運用型広告は広告在庫の買い付け、広告配信、クリエイティブの分析、入札単価の調整、ターゲティング等、あらゆる最適化をシステマティックに行っていきます。広告のトレーディングはシステムを介してリアルタイムに行い、利益を上げていくという点が、金融トレーディング技術に似ているかもしれません。成果を上げていくためには、計画・実行・評価・改善というPDCAサイクルをすばやく回していく日々の“運用”が一番の肝となります。技術発展によって自動化されている部分もありますが、すべてがデータによって自動化されているわけではありません。効率を良くするためには、そこに人のノウハウを足すことが必要になってくる。システムによる「配信」だけではなく、「運用(ノウハウ)」が勝負なのです。根気のいる作業であるという側面もありますが、現場の努力と智慧がダイレクトに効果として目に見えるのが面白いところですね。同じレポートでも、視点を切り替えることによってたくさんの情報を読み取ることができ、次回にフィードバックするとちゃんと結果が出る。こんなにいろんなことができて、結果が見える仕事ってなかなかないと思います。

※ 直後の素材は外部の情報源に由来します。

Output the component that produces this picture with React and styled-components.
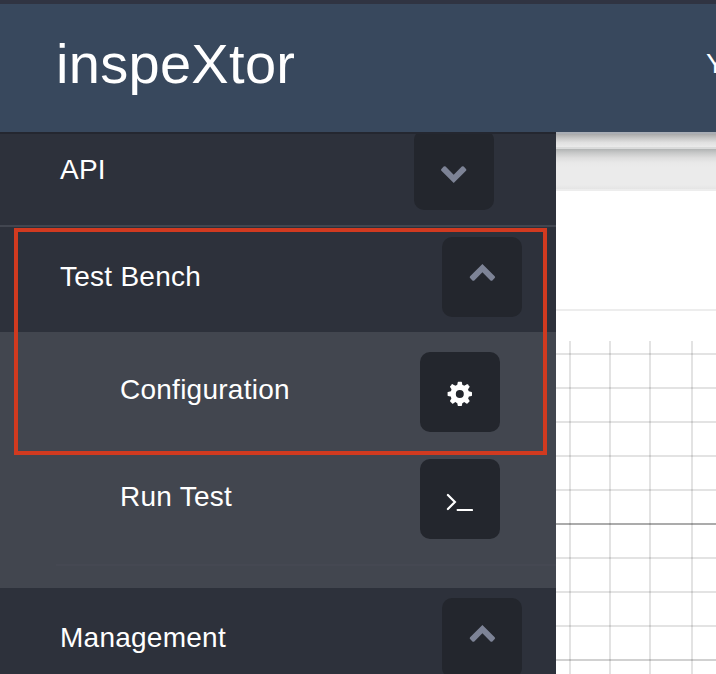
import React from "react";
import styled, { createGlobalStyle } from "styled-components";

const GlobalStyle = createGlobalStyle`
  *, *::before, *::after { box-sizing: border-box; }
  body {
    margin: 0;
    overflow: hidden;
    font-family: "Liberation Sans", Arial, sans-serif;
    color: #fff;
  }
`;

const Page = styled.div`
  display: flex;
  flex-direction: column;
  width: 716px;
  height: 674px;
  overflow: hidden;
  background: #fff;
`;

const Header = styled.header`
  display: flex;
  flex: none;
  justify-content: space-between;
  height: 132px;
  padding-left: 56px;
  border-top: 4px solid #303442;
  background: #38485d;
  overflow: hidden;
`;

const Brand = styled.h1`
  margin: 0;
  font-size: 56px;
  font-weight: 400;
  line-height: 64px;
  letter-spacing: 0.3px;
  padding-top: 28px;
`;

const Account = styled.div`
  flex: none;
  width: 10px;
  padding-top: 44px;
  font-size: 28px;
  line-height: 32px;
  white-space: nowrap;
  overflow: hidden;
`;

const Body = styled.div`
  display: flex;
  flex: 1;
  min-height: 0;
`;

const Sidebar = styled.nav`
  position: relative;
  flex: none;
  width: 556px;
  overflow: hidden;
  border-top: 2px solid #242730;
  background: #2d313b;
`;

const Row = styled.div`
  display: flex;
  justify-content: space-between;
  align-items: flex-start;
  height: ${(p) => p.$height}px;
  padding: 0 ${(p) => p.$right}px 0 ${(p) => (p.$nested ? 120 : 60)}px;
`;

const Label = styled.span`
  padding-top: ${(p) => p.$top}px;
  font-size: 28px;
  line-height: 32px;
  letter-spacing: 0.25px;
  white-space: nowrap;
`;

const IconButton = styled.button`
  display: grid;
  place-items: center;
  width: 80px;
  height: 80px;
  margin: ${(p) => p.$top}px 0 0;
  padding: 0;
  border: 0;
  border-radius: 10px;
  background: #23262d;
  color: ${(p) => (p.$muted ? "#7d8396" : "#fff")};

  svg { display: block; }
`;

const Divider = styled.div`
  height: 2px;
  background: #424650;
`;

const SubMenu = styled.div`
  height: 256px;
  padding-top: 20px;
  background: #42464f;
`;

const SubDivider = styled.div`
  height: 2px;
  margin-left: 56px;
  background: #454852;
`;

const Highlight = styled.div`
  position: absolute;
  left: 14px;
  top: 94px;
  width: 533px;
  height: 227px;
  border: 4px solid #d13a20;
  pointer-events: none;
`;

const Main = styled.main`
  flex: 1;
  display: flex;
  flex-direction: column;
  min-width: 0;
`;

const TopStrip = styled.div`
  flex: none;
  height: 17px;
  border-top: 2px solid #a9adb4;
  border-bottom: 2px solid #dadbdb;
  background: linear-gradient(#a9a9a9, #c5c5c5 30%, #e0e0e0 65%, #ebebeb);
`;

const ToolStrip = styled.div`
  flex: none;
  height: 42px;
  border-bottom: 2px solid #ededed;
  background: linear-gradient(#b1b3b3, #c8c9c9 4px, #dedede 9px, #e9e9e9 14px, #ebebeb 18px, #ebebeb 36px, #e5e5e5);
`;

const Panel = styled.div`
  flex: none;
  height: 120px;
  margin-bottom: 30px;
  border-bottom: 2px solid #ededed;
`;

const Chart = styled.svg`
  display: block;
  flex: none;
`;

const ChevronDown = () => (
  <svg width="80" height="80" viewBox="0 0 80 80" fill="currentColor">
    <path d="M39.7 53.1 L27.4 40.8 Q26.5 39.8 27.4 38.9 L29.7 36.6 Q30.7 35.7 31.6 36.6 L39.7 44.7 L47.8 36.6 Q48.7 35.7 49.7 36.6 L52 38.9 Q52.9 39.8 52 40.8 Z" />
  </svg>
);

const ChevronUp = () => (
  <svg width="80" height="80" viewBox="0 0 80 80" fill="currentColor">
    <path d="M40.4 26.9 L52.7 39.2 Q53.6 40.2 52.7 41.1 L50.4 43.4 Q49.4 44.3 48.5 43.4 L40.4 35.3 L32.3 43.4 Q31.4 44.3 30.4 43.4 L28.1 41.1 Q27.2 40.2 28.1 39.2 Z" />
  </svg>
);

const Gear = () => (
  <svg width="80" height="80" viewBox="0 0 80 80">
    <g transform="translate(39.8 41.9)" fill="currentColor">
      <circle r="6.7" fill="none" stroke="currentColor" strokeWidth="5.4" />
      {[0, 45, 90, 135, 180, 225, 270, 315].map((a) => (
        <path
          key={a}
          transform={`rotate(${a})`}
          d="M-2.8 -8 L-2 -11.8 Q-1.9 -12.2 -1.4 -12.2 L1.4 -12.2 Q1.9 -12.2 2 -11.8 L2.8 -8 Z"
        />
      ))}
    </g>
  </svg>
);

const Prompt = () => (
  <svg width="80" height="80" viewBox="0 0 80 80">
    <path d="M27.9 36 L34.9 43 L27.9 50" fill="none" stroke="currentColor" strokeWidth="2.2" strokeLinecap="round" />
    <rect x="36.7" y="50" width="16.3" height="2" rx="0.4" fill="currentColor" />
  </svg>
);

const columns = [13, 53, 93, 135];
const rows = [12, 46, 80, 114, 148, 182, 216, 250, 284, 318];
const rowShade = { 182: 0.33, 318: 0.18 };

const Grid = () => (
  <Chart width="160" height="333" viewBox="0 0 160 333">
    {columns.map((x) => (
      <rect key={x} x={x} y="0" width="2" height="333" fillOpacity="0.11" />
    ))}
    {rows.map((y) => (
      <rect key={y} x="0" y={y} width="160" height="2" fillOpacity={rowShade[y] || 0.11} />
    ))}
  </Chart>
);

export default function App() {
  return (
    <Page>
      <GlobalStyle />
      <Header>
        <Brand>inspeXtor</Brand>
        <Account>Y</Account>
      </Header>
      <Body>
        <Sidebar>
          <Row $height={91} $right={62}>
            <Label $top={20}>API</Label>
            <IconButton $top={-4} $muted aria-label="Expand API"><ChevronDown /></IconButton>
          </Row>
          <Divider />
          <Row $height={105} $right={34}>
            <Label $top={34}>Test Bench</Label>
            <IconButton $top={10} $muted aria-label="Collapse Test Bench"><ChevronUp /></IconButton>
          </Row>
          <SubMenu>
            <Row $height={107} $right={56} $nested>
              <Label $top={22}>Configuration</Label>
              <IconButton $top={0} aria-label="Configuration"><Gear /></IconButton>
            </Row>
            <Row $height={105} $right={56} $nested>
              <Label $top={22}>Run Test</Label>
              <IconButton $top={0} aria-label="Run Test"><Prompt /></IconButton>
            </Row>
            <SubDivider />
          </SubMenu>
          <Row $height={105} $right={34}>
            <Label $top={34}>Management</Label>
            <IconButton $top={10} $muted aria-label="Collapse Management"><ChevronUp /></IconButton>
          </Row>
          <Highlight />
        </Sidebar>
        <Main>
          <TopStrip />
          <ToolStrip />
          <Panel />
          <Grid />
        </Main>
      </Body>
    </Page>
  );
}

楽天DSPの立ち上げ時は少人数でのスタートでしたが、売上拡大に伴い楽天DSPに関わる組織も大きくなりました。今年1月からはその中でのチームリーダーを任され、多くのメンバーをみています。今取り組んでいるのは、個人に依存してしまう運用を、いかに組織化するかということ。知識や経験、目利きの勘のようなものが成果に直結してしまうだけに、組織をスケールさせるには運用業務のマニュアル化を進めていくことがひとつの考え方としてあると思っています。大きな強みである楽天が持つデータと合わせて、各自の知見やノウハウを共有し、高いレベルを担保できる仕組みを整えていけば、楽天DSPが売上の柱として大きく成長していくはずです。
最近では海外のベンダーとやりとりも増えてきました。運用型広告は、日本はまだ遅れをとっている状況ですが、その分この市場には更に成長する余地が残されていると強く感じています。楽天グループの総合力を活かして、どんな世界を築いていけるか。私自身も楽しみです。